┌────────

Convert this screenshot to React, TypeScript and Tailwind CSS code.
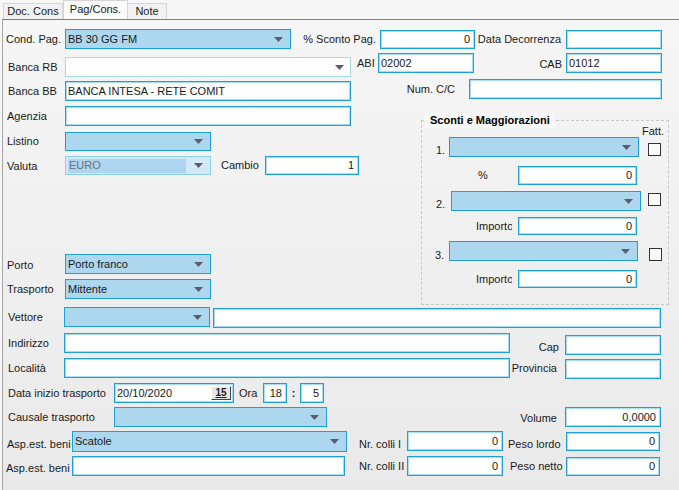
import React from "react";

type BoxProps = {
  cls?: string;
  v?: string;
  right?: boolean;
  children?: React.ReactNode;
};

const Arrow = () => (
  <svg width="9" height="5" viewBox="0 0 9 5" className="shrink-0">
    <path d="M0 0h9L4.5 5z" fill="#5c5c6c" />
  </svg>
);

const Input = ({ cls = "", v, right, children }: BoxProps) => (
  <div
    className={`flex items-center whitespace-nowrap border border-[#1d9fd7] bg-white shadow-[inset_0_0_0_1px_#a8def3] ${
      right ? "justify-end pr-[4px]" : "pl-[2px]"
    } ${cls}`}
  >
    {v}
    {children}
  </div>
);

const Combo = ({ cls = "", v }: BoxProps) => (
  <div
    className={`flex items-center border border-[#1d9fd7] bg-[#add6ef] pl-[2px] pr-[7px] ${cls}`}
  >
    <span className="flex-1 whitespace-nowrap">{v}</span>
    <Arrow />
  </div>
);

const Lbl = ({ cls = "", children }: BoxProps) => (
  <div className={`flex items-center whitespace-nowrap ${cls}`}>{children}</div>
);

const Check = ({ cls = "" }: BoxProps) => (
  <div className={`h-[13px] w-[13px] shrink-0 border border-[#333] bg-[#fafafa] ${cls}`} />
);

const Importo = () => (
  <div className="flex h-[18px] w-[96px] items-center pl-[54px]">
    <span className="w-[36px] overflow-hidden whitespace-nowrap">Importo</span>
  </div>
);

const Sconti = () => (
  <div className="relative mt-[19px] h-[185px] w-[248px] border border-dashed border-[#c9c9c9]">
    <div className="absolute -top-[8px] left-[3px] bg-[#f8f8f8] px-[5px] py-[2px] font-bold text-black">
      Sconti e Maggiorazioni
    </div>
    <div className="mt-[4px] flex h-[12px] items-center pl-[220px]">Fatt.</div>
    <div className="flex h-[20px]">
      <Lbl cls="mt-[3px] h-[20px] w-[27px] pl-[14px]">1.</Lbl>
      <Combo cls="h-[20px] w-[190px]" />
      <Check cls="ml-[9px] mt-[6px]" />
    </div>
    <div className="mt-[9px] flex h-[19px]">
      <Lbl cls="h-[19px] w-[96px] pl-[56px]">%</Lbl>
      <Input cls="h-[19px] w-[119px]" v="0" right />
    </div>
    <div className="mt-[6px] flex h-[20px]">
      <Lbl cls="mt-[3px] h-[20px] w-[29px] pl-[14px]">2.</Lbl>
      <Combo cls="h-[20px] w-[190px]" />
      <Check cls="ml-[7px] mt-[2px]" />
    </div>
    <div className="mt-[6px] flex h-[18px]">
      <Importo />
      <Input cls="h-[18px] w-[119px]" v="0" right />
    </div>
    <div className="mt-[6px] flex h-[20px]">
      <Lbl cls="mt-[4px] h-[20px] w-[27px] pl-[13px]">3.</Lbl>
      <Combo cls="h-[20px] w-[189px]" />
      <Check cls="ml-[11px] mt-[7px]" />
    </div>
    <div className="mt-[9px] flex h-[18px]">
      <Importo />
      <Input cls="h-[18px] w-[119px]" v="0" right />
    </div>
  </div>
);

const App = () => {
  return (
    <div className="h-[490px] w-[679px] overflow-hidden bg-[#f7f7f7] font-['Liberation_Sans',Arial,sans-serif] text-[11px] leading-none text-[#1a1a1a]">
      {/* tabs */}
      <div className="flex h-[19px] items-end pl-[3px]">
        <div className="flex h-[16px] w-[60px] items-center justify-center border border-b-0 border-[#d6d6d6] bg-[#f2f2f2]">
          Doc. Cons
        </div>
        <div className="flex h-[19px] w-[65px] items-center justify-center border border-b-0 border-[#d6d6d6] bg-[#fbfbfb] pb-[2px]">
          Pag/Cons.
        </div>
        <div className="flex h-[16px] w-[39px] items-center justify-center border border-b-0 border-l-0 border-[#d6d6d6] bg-[#f2f2f2]">
          Note
        </div>
      </div>

      <div className="ml-[2px] h-[471px] border-l border-t border-l-[#a5a5a5] border-t-[#1d9fd7] bg-linear-to-b from-[#f6f6f6] to-[#e9e9e9]">
        {/* pagamento */}
        <div className="mt-[9px] flex h-[20px] items-start">
          <Lbl cls="h-[20px] w-[62px] pl-[3px]">Cond. Pag.</Lbl>
          <Combo cls="h-[20px] w-[226px]" v="BB 30 GG FM" />
          <Lbl cls="h-[20px] w-[89px] justify-end pr-[4px]">% Sconto Pag.</Lbl>
          <Input cls="mt-[1px] h-[19px] w-[95px]" v="0" right />
          <Lbl cls="h-[20px] w-[91px] justify-end pr-[5px]">Data Decorrenza</Lbl>
          <Input cls="mt-[1px] h-[19px] w-[96px]" />
        </div>
        <div className="mt-[4px] flex h-[24px] items-start">
          <Lbl cls="mt-[4px] h-[20px] w-[62px] pl-[5px]">Banca RB</Lbl>
          <div className="mt-[4px] flex h-[20px] w-[286px] items-center justify-end border border-[#a6d8ee] bg-white pr-[6px]">
            <Arrow />
          </div>
          <Lbl cls="h-[20px] w-[27px] pl-[6px]">ABI</Lbl>
          <Input cls="h-[20px] w-[96px]" v="02002" />
          <Lbl cls="mt-[1px] h-[20px] w-[92px] justify-end pr-[4px]">CAB</Lbl>
          <Input cls="h-[20px] w-[96px]" v="01012" />
        </div>
        <div className="mt-[2px] flex h-[22px] items-start">
          <Lbl cls="mt-[2px] h-[20px] w-[62px] pl-[5px]">Banca BB</Lbl>
          <Input cls="mt-[2px] h-[20px] w-[286px]" v="BANCA INTESA - RETE COMIT" />
          <Lbl cls="h-[20px] w-[118px] justify-end pr-[14px]">Num. C/C</Lbl>
          <Input cls="h-[20px] w-[193px]" />
        </div>

        {/* listino / porto + sconti */}
        <div className="flex items-start">
          <div className="w-[418px]">
            <div className="mt-[5px] flex h-[20px]">
              <Lbl cls="h-[20px] w-[62px] pl-[4px]">Agenzia</Lbl>
              <Input cls="h-[20px] w-[286px]" />
            </div>
            <div className="mt-[6px] flex h-[19px]">
              <Lbl cls="h-[19px] w-[62px] pl-[4px]">Listino</Lbl>
              <Combo cls="h-[19px] w-[146px]" />
            </div>
            <div className="mt-[5px] flex h-[19px]">
              <Lbl cls="mt-[1px] h-[19px] w-[62px] pl-[4px]">Valuta</Lbl>
              <div className="flex h-[19px] w-[146px] items-center border border-[#8ccfe9] bg-[#d3e9f5] pl-[2px] pr-[7px]">
                <span className="mr-[8px] flex h-[14px] flex-1 items-center bg-[#add5ef] pl-[1px] text-[#6e6e80]">
                  EURO
                </span>
                <Arrow />
              </div>
              <Lbl cls="h-[19px] w-[54px] pl-[10px]">Cambio</Lbl>
              <Input cls="h-[19px] w-[94px]" v="1" right />
            </div>
            <div className="mt-[79px] flex h-[20px]">
              <Lbl cls="mt-[1px] h-[20px] w-[62px] pl-[4px]">Porto</Lbl>
              <Combo cls="h-[20px] w-[146px]" v="Porto franco" />
            </div>
            <div className="mt-[5px] flex h-[20px]">
              <Lbl cls="h-[20px] w-[62px] pl-[4px]">Trasporto</Lbl>
              <Combo cls="h-[20px] w-[146px]" v="Mittente" />
            </div>
          </div>
          <Sconti />
        </div>

        {/* trasporto */}
        <div className="mt-[2px] flex h-[21px] items-start">
          <Lbl cls="h-[20px] w-[61px] pl-[5px]">Vettore</Lbl>
          <Combo cls="h-[20px] w-[146px]" />
          <Input cls="ml-[3px] mt-[1px] h-[20px] w-[448px]" />
        </div>
        <div className="mt-[5px] flex h-[22px] items-start">
          <Lbl cls="h-[20px] w-[61px] pl-[5px]">Indirizzo</Lbl>
          <Input cls="h-[20px] w-[446px]" />
          <Lbl cls="mt-[4px] h-[20px] w-[55px] justify-end pr-[6px]">Cap</Lbl>
          <Input cls="mt-[2px] h-[20px] w-[96px]" />
        </div>
        <div className="mt-[3px] flex h-[21px] items-start">
          <Lbl cls="h-[20px] w-[61px] pl-[5px]">Località</Lbl>
          <Input cls="h-[20px] w-[446px]" />
          <Lbl cls="h-[20px] w-[55px] justify-end pr-[8px]">Provincia</Lbl>
          <Input cls="mt-[1px] h-[20px] w-[96px]" />
        </div>
        <div className="mt-[4px] flex h-[20px] items-start">
          <Lbl cls="h-[20px] w-[111px] pl-[5px]">Data inizio trasporto</Lbl>
          <Input cls="h-[20px] w-[120px] pr-[2px]">
            <span className="flex-1">20/10/2020</span>
            <div className="flex h-[14px] w-[20px] items-center justify-center border border-b-[#444] border-l-[#fff] border-r-[#444] border-t-[#fff] bg-[#e6e6e6] text-[10px] font-bold text-[#222] underline">
              15
            </div>
          </Input>
          <Lbl cls="h-[20px] w-[29px] pl-[5px]">Ora</Lbl>
          <Input cls="h-[20px] w-[24px]" v="18" right />
          <Lbl cls="h-[20px] w-[13px] justify-center font-bold">:</Lbl>
          <Input cls="h-[20px] w-[24px]" v="5" right />
        </div>
        <div className="mt-[4px] flex h-[20px] items-start">
          <Lbl cls="h-[20px] w-[111px] pl-[5px]">Causale trasporto</Lbl>
          <Combo cls="h-[20px] w-[213px]" />
          <Lbl cls="mt-[1px] h-[20px] w-[238px] justify-end pr-[8px]">Volume</Lbl>
          <Input cls="h-[20px] w-[96px]" v="0,0000" right />
        </div>
        <div className="mt-[4px] flex h-[21px] items-start">
          <Lbl cls="mt-[3px] h-[20px] w-[69px] overflow-hidden pl-[4px]">Asp.est. beni</Lbl>
          <Combo cls="h-[21px] w-[275px]" v="Scatole" />
          <Lbl cls="mt-[3px] h-[20px] w-[60px] pl-[12px]">Nr. colli I</Lbl>
          <Input cls="h-[20px] w-[96px]" v="0" right />
          <Lbl cls="mt-[3px] h-[20px] w-[63px] pl-[5px]">Peso lordo</Lbl>
          <Input cls="mt-[1px] h-[19px] w-[94px]" v="0" right />
        </div>
        <div className="mt-[4px] flex h-[21px] items-start">
          <Lbl cls="mt-[2px] h-[20px] w-[69px] overflow-hidden pl-[3px]">Asp.est. beni</Lbl>
          <Input cls="h-[20px] w-[273px]" />
          <Lbl cls="h-[20px] w-[62px] pl-[14px]">Nr. colli II</Lbl>
          <Input cls="h-[20px] w-[96px]" v="0" right />
          <Lbl cls="h-[20px] w-[63px] pl-[7px]">Peso netto</Lbl>
          <Input cls="mt-[1px] h-[19px] w-[94px]" v="0" right />
        </div>
      </div>
    </div>
  );
};

export default App;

└────────

### Work to be completed
Choose all lines containing the string "React" and copy them out.

### Solution for this task
Convert this screenshot to React, TypeScript and Tailwind CSS code.
import React from "react";
  children?: React.ReactNode;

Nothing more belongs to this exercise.